* **Problem statement**:
In the data that follows, count each line holding the string "this"; answer with the number only.

==== Data

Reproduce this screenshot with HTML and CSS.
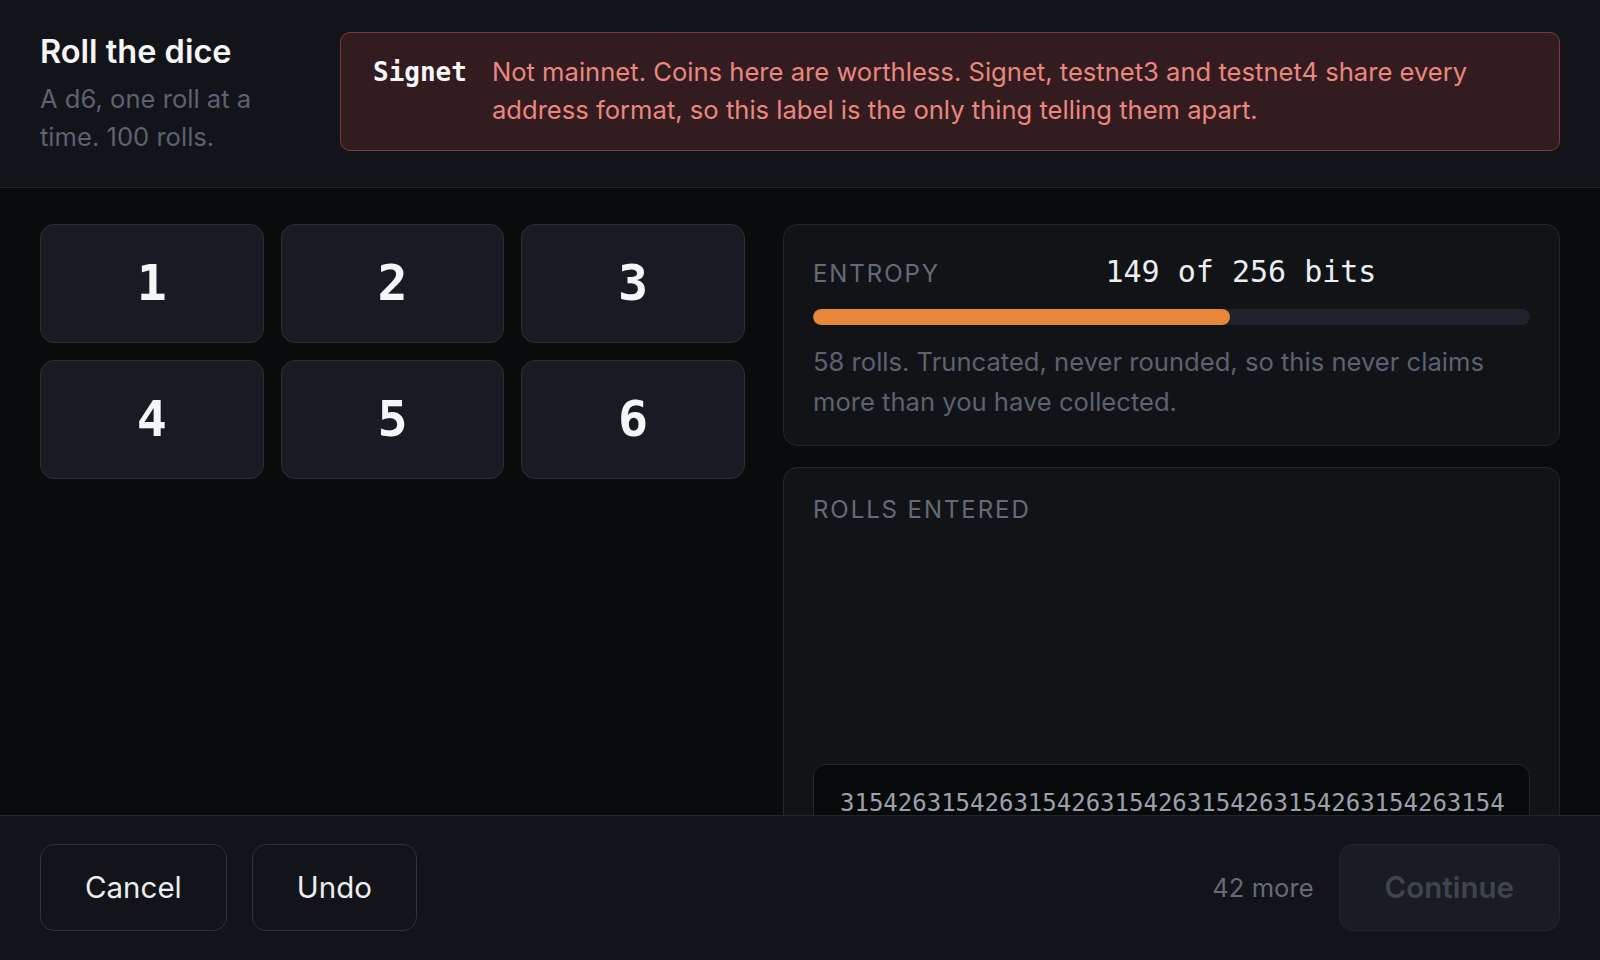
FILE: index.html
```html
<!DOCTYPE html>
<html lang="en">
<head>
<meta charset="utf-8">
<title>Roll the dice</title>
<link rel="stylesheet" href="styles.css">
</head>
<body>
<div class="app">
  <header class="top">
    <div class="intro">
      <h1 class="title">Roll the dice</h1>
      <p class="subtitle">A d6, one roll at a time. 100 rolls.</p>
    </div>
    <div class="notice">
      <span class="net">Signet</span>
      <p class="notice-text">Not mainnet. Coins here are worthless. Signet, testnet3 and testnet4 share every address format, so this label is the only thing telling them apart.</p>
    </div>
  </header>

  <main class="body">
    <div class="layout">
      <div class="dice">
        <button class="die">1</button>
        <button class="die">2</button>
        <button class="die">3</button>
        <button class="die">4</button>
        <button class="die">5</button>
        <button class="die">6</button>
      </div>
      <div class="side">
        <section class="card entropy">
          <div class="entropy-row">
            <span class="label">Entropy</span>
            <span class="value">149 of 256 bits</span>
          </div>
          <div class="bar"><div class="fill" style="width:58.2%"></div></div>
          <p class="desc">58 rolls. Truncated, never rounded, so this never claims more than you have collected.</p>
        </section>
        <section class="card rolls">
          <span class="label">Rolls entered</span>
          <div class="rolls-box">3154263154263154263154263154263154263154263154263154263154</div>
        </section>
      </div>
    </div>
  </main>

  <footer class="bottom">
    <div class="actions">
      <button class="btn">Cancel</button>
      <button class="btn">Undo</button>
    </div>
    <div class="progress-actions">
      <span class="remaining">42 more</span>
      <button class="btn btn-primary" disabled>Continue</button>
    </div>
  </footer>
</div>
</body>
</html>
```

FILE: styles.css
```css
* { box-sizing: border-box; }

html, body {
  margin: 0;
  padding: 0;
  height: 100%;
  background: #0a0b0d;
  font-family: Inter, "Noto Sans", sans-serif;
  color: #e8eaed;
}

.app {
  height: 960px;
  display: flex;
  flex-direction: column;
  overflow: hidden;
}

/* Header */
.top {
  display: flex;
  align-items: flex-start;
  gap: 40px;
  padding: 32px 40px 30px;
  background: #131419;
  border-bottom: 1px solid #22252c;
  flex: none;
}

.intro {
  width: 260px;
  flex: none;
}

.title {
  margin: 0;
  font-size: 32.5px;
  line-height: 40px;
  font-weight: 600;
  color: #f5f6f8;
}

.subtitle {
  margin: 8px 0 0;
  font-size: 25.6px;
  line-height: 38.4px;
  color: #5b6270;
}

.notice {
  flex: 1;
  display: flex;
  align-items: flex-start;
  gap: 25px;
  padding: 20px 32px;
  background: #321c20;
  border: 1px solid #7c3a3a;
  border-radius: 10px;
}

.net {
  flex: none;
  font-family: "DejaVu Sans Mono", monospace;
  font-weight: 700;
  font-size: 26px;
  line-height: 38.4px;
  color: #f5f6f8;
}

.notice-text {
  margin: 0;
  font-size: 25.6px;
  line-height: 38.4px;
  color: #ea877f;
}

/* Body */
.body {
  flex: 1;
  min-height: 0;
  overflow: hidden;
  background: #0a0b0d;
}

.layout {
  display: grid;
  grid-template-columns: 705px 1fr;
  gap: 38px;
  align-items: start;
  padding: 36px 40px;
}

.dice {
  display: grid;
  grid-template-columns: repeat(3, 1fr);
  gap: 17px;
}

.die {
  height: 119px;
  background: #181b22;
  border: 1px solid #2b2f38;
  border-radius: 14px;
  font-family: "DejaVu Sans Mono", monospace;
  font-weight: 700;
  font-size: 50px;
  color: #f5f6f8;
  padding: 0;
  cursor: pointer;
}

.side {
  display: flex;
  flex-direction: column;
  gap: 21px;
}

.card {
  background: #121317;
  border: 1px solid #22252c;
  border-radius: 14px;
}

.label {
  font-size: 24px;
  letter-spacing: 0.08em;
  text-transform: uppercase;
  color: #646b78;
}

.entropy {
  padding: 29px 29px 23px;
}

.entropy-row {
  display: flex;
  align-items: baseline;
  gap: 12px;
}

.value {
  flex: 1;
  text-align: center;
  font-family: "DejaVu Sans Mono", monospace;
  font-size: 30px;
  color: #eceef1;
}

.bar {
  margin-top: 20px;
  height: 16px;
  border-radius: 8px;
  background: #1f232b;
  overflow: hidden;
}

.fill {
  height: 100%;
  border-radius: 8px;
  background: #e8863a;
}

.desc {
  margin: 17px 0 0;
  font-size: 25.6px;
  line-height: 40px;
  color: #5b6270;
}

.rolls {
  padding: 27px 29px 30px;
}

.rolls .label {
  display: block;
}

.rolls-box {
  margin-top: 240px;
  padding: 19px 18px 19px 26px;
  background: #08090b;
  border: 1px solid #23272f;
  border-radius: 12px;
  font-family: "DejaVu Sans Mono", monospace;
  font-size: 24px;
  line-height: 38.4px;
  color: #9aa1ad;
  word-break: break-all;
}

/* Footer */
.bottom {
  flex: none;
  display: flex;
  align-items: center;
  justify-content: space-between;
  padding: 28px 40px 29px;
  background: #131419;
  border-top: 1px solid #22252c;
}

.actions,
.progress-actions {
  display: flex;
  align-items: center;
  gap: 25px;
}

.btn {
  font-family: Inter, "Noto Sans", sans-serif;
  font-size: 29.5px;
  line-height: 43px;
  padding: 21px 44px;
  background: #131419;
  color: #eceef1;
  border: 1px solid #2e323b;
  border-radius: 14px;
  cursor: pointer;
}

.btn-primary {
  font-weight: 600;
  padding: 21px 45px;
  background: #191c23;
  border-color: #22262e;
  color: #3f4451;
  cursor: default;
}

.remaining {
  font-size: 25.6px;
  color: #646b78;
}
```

========

* **The solution**:
3